叶根前缘VG对微型轴流风扇性能的影响

为降低微型轴流风扇叶根端壁区域二次流所引起的损失，根据涡流发生器的流动控制思想，提出一种在叶根前缘压力面侧设置微型直板的新型流动控制方法；以某微型轴流风扇为研究对象，采用数值模拟结合实验的方法，重点分析了不同安装角的涡流发生器对轴流风扇气动性能及内部流场的影响；研究结果表明：涡流发生器存在提高风扇静压与静压效率的最佳几何安装角，涡流发生器会对叶轮内部流场产生影响，由涡流发生器所形成的诱导涡与压力侧马蹄涡分支进行掺混，会削弱马蹄涡的强度，在一定程度上抑制了由马蹄涡参与演变成的通道涡的发展，使叶轮流道中流体进行再分配；在宏观方面，结构匹配的涡流发生器可提高风扇的气动性能，当涡流发生器安装角度为15°时，在风扇高效运行区间内同原型风扇相比，安装涡流发生器的风扇其静压最多提高8％，静压效率最大可提升2.4％。对于大轮毂比微型轴流风扇，由通道涡所引起的二次流损失不容忽视，同时在对叶轮进行设计优化时应重视叶根端壁处的结构设计。

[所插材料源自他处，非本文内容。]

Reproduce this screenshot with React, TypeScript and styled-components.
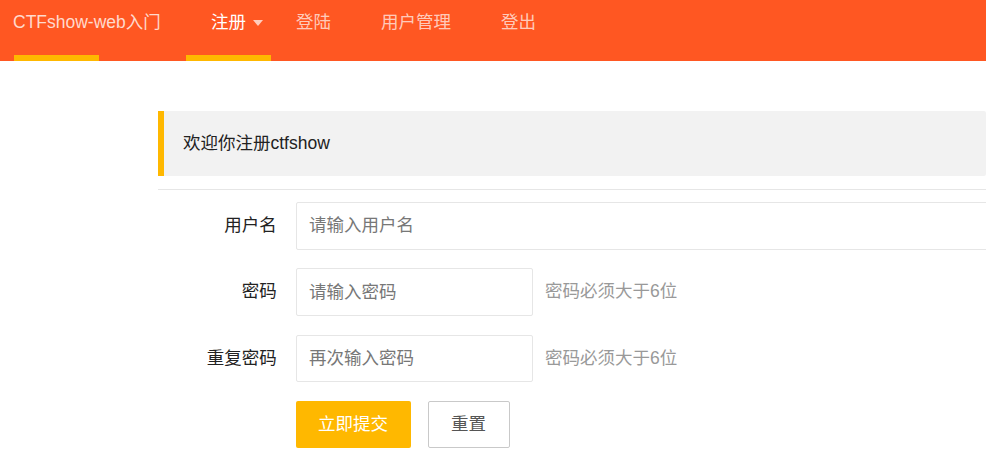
import React from "react";
import styled, { createGlobalStyle } from "styled-components";

const GlobalStyle = createGlobalStyle`
  html, body {
    margin: 0;
    padding: 0;
    overflow: hidden;
    background: #fff;
  }
  body {
    font-family: "Liberation Sans", "Noto Sans CJK SC", sans-serif;
    font-size: 17.5px;
    color: #333;
  }
  * { box-sizing: border-box; }
`;

const Header = styled.header`
  height: 61px;
  background: #ff5722;
  display: flex;
  align-items: stretch;
`;

const Logo = styled.div`
  position: relative;
  width: 186px;
  padding-left: 13px;
  line-height: 45px;
  color: rgba(255, 255, 255, 0.78);
  font-size: 17.5px;
  white-space: nowrap;
  &::after {
    content: "";
    position: absolute;
    left: 14px;
    bottom: 0;
    width: 85px;
    height: 6px;
    background: #ffb800;
  }
`;

const Nav = styled.nav`
  display: flex;
  align-items: stretch;
`;

const NavItem = styled.div<{ $active?: boolean }>`
  position: relative;
  padding: 0 25px;
  line-height: 45px;
  font-size: 17.5px;
  white-space: nowrap;
  color: ${(p) => (p.$active ? "#fff" : "rgba(255, 255, 255, 0.7)")};
  &::after {
    content: "";
    display: ${(p) => (p.$active ? "block" : "none")};
    position: absolute;
    left: 0;
    right: 0;
    bottom: 0;
    height: 6px;
    background: #ffb800;
  }
`;

const Caret = styled.span`
  position: absolute;
  right: 8px;
  top: 20px;
  width: 0;
  height: 0;
  border-style: solid;
  border-width: 6px 5px 0 5px;
  border-color: rgba(255, 255, 255, 0.7) transparent transparent transparent;
`;

const Main = styled.main`
  padding: 50px 0 0 158px;
  overflow: hidden;
`;

const Content = styled.div`
  width: 828px;
`;

const Quote = styled.div`
  margin-bottom: 12.5px;
  padding: 18.75px 18.75px 18.75px 19px;
  line-height: 27.5px;
  border-left: 6px solid #ffb800;
  border-radius: 0 2px 2px 0;
  background: #f2f2f2;
  color: #222;
  font-size: 17.5px;
`;

const Rule = styled.hr`
  height: 0;
  margin: 12.5px 0;
  border: none;
  border-bottom: 1px solid #e6e6e6;
`;

const FormItem = styled.div`
  display: flex;
  align-items: stretch;
  margin-bottom: 18.75px;
`;

const Label = styled.label`
  flex: 0 0 137.5px;
  padding-right: 18.75px;
  text-align: right;
  line-height: 47.5px;
  color: #222;
  font-size: 17.5px;
`;

const Input = styled.input<{ $inline?: boolean }>`
  height: 47.5px;
  min-width: 0;
  padding-left: 12.5px;
  border: 1px solid #e6e6e6;
  border-radius: 2px;
  background: #fff;
  font-family: inherit;
  font-size: 17.5px;
  color: #333;
  outline: none;
  ${(p) =>
    p.$inline
      ? "flex: 0 0 auto; width: 237px; margin-right: 12.5px;"
      : "flex: 1 1 auto; width: 0; margin-right: -20px;"}
  &::placeholder {
    color: #777;
  }
`;

const Aux = styled.div`
  line-height: 47.5px;
  color: #999;
  font-size: 17.5px;
  white-space: nowrap;
`;

const Buttons = styled.div`
  display: flex;
  margin-left: 137.5px;
  gap: 17px;
`;

const Button = styled.button<{ $primary?: boolean }>`
  height: 47.5px;
  padding: 0 22.5px;
  border-radius: 2px;
  font-family: inherit;
  font-size: 17.5px;
  line-height: 45.5px;
  cursor: pointer;
  border: ${(p) => (p.$primary ? "none" : "1px solid #c9c9c9")};
  background: ${(p) => (p.$primary ? "#ffb800" : "#fff")};
  color: ${(p) => (p.$primary ? "#fff" : "#555")};
`;

export default function App() {
  return (
    <>
      <GlobalStyle />
      <Header>
        <Logo>CTFshow-web入门</Logo>
        <Nav>
          <NavItem $active>
            注册
            <Caret />
          </NavItem>
          <NavItem>登陆</NavItem>
          <NavItem>用户管理</NavItem>
          <NavItem>登出</NavItem>
        </Nav>
      </Header>
      <Main>
        <Content>
          <Quote>欢迎你注册ctfshow</Quote>
          <Rule />
          <FormItem>
            <Label>用户名</Label>
            <Input placeholder="请输入用户名" />
          </FormItem>
          <FormItem>
            <Label>密码</Label>
            <Input $inline type="password" placeholder="请输入密码" />
            <Aux>密码必须大于6位</Aux>
          </FormItem>
          <FormItem>
            <Label>重复密码</Label>
            <Input $inline type="password" placeholder="再次输入密码" />
            <Aux>密码必须大于6位</Aux>
          </FormItem>
          <Buttons>
            <Button $primary>立即提交</Button>
            <Button>重置</Button>
          </Buttons>
        </Content>
      </Main>
    </>
  );
}
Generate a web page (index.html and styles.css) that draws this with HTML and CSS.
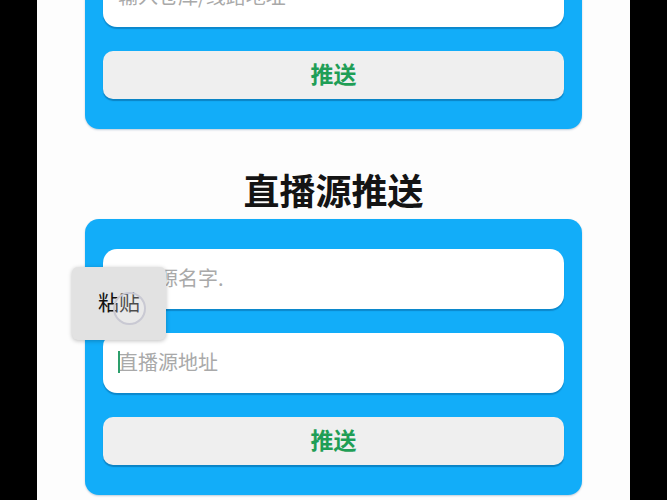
FILE: index.html
```html
<!DOCTYPE html>
<html lang="zh">
<head>
<meta charset="utf-8">
<link rel="stylesheet" href="styles.css">
</head>
<body>
<div class="screen">
  <div class="page">
    <section class="card">
      <input class="field" type="text" placeholder="输入仓库/线路地址">
      <button class="push">推送</button>
    </section>
    <h2 class="title">直播源推送</h2>
    <section class="card">
      <input class="field" type="text" placeholder="直播源名字.">
      <div class="field-wrap">
        <input class="field" type="text" placeholder="直播源地址">
        <span class="caret"></span>
      </div>
      <button class="push">推送</button>
    </section>
  </div>
  <div class="paste-menu">粘贴</div>
  <div class="touch"></div>
</div>
</body>
</html>
```
FILE: styles.css
```css
html, body {
  margin: 0;
  padding: 0;
  background: #000;
  height: 100%;
  overflow: hidden;
}
body {
  font-family: "Noto Sans CJK SC", "Noto Sans", sans-serif;
}
.screen {
  position: relative;
  width: 593px;
  height: 500px;
  margin-left: 37px;
  background: #fdfdfd;
  overflow: hidden;
}
.page {
  margin-top: -63px;
  display: flex;
  flex-direction: column;
  align-items: center;
}
.card {
  width: 497px;
  box-sizing: border-box;
  background: #12adf9;
  border-radius: 14px;
  padding: 30px 18px;
  display: flex;
  flex-direction: column;
  gap: 24px;
  box-shadow: 0 1px 2px rgba(0, 60, 110, 0.25);
}
.field-wrap {
  position: relative;
}
.field {
  display: block;
  width: 100%;
  height: 60px;
  box-sizing: border-box;
  border: none;
  outline: none;
  background: #fff;
  border-radius: 14px;
  padding: 0 15px 4px;
  font-family: inherit;
  font-size: 20px;
  color: #333;
  box-shadow: 0 2px 1px rgba(0, 70, 120, 0.35);
}
.field::placeholder {
  color: #a9a9a9;
}
.caret {
  position: absolute;
  left: 15px;
  top: 18px;
  width: 2px;
  height: 22px;
  background: #2d9f6c;
}
.push {
  height: 48px;
  border: none;
  border-radius: 10px;
  background: #efefef;
  color: #1f9e56;
  font-family: inherit;
  font-size: 23px;
  font-weight: 700;
  padding: 0 0 5px;
  box-shadow: 0 2px 1px rgba(0, 70, 120, 0.4);
}
.title {
  margin: 35px 0 5px;
  height: 50px;
  line-height: 50px;
  font-size: 36px;
  font-weight: 700;
  color: #141414;
}
.paste-menu {
  position: absolute;
  left: 35px;
  top: 267px;
  width: 94px;
  height: 73px;
  box-sizing: border-box;
  padding-bottom: 5px;
  background: #e2e2e2;
  border-radius: 6px;
  box-shadow: 0 1px 4px rgba(0, 0, 0, 0.25);
  display: flex;
  align-items: center;
  justify-content: center;
  font-size: 21px;
  color: #111;
}
.touch {
  position: absolute;
  left: 76px;
  top: 292px;
  width: 29px;
  height: 29px;
  border-radius: 50%;
  border: 2px solid #c9c9d3;
  background: rgba(255, 255, 255, 0.25);
}
```
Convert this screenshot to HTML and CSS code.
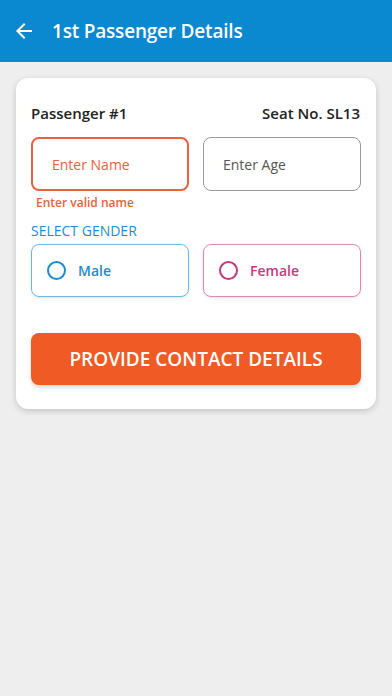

The Effect of VG of Leading Edge of Blade Root on the Performance of Micro Axial Fan

In order to reduce the loss caused by the secondary flow in the end wall area of the blade root of the micro-axial flow fan, according to the flow control idea of the vortex generator, a new type of flow control method was proposed. In this method, a micro straight plate was set on the pressure surface side of the leading edge of the blade root. Taking a micro-axial fan as the research object, the effects of vortex generators with different installation angles on the aerodynamic performance of the axial fan and internal flow field were analyzed by numerical simulation combined with experiments. The research results showed that the vortex generator had the best geometric installation angle to improve the static pressure and static pressure efficiency of the fan. The vortex generator affected the internal flow field of the impeller. Mixing of the induced vortex formed by the vortex generator with the pressure-side horseshoe vortex branch would weaken the strength of the horseshoe vortex, inhibiting to a certain extent the development of the channel vortex evolved by the participation of the horseshoe vortex, allowing redistribution of the fluid in the impeller flow path. In the macroscopic aspect, the vortex generator with matching structure can improve the aerodynamic performance of the fan. When the installation angle of the vortex generator was 15°, compared with the prototype fan in the high-efficiency operation range of the fan, the static pressure of the fan with the vortex generator was increased by up to 8%, and the static pressure efficiency was increased by up to 2.4%. For micro-axial fans with a large wheel-to-hub ratio, the secondary flow loss caused by channel vortices cannot be ignored. At the same time, attention should be paid to the structural design at the end wall of blade root in the optimization of impeller design.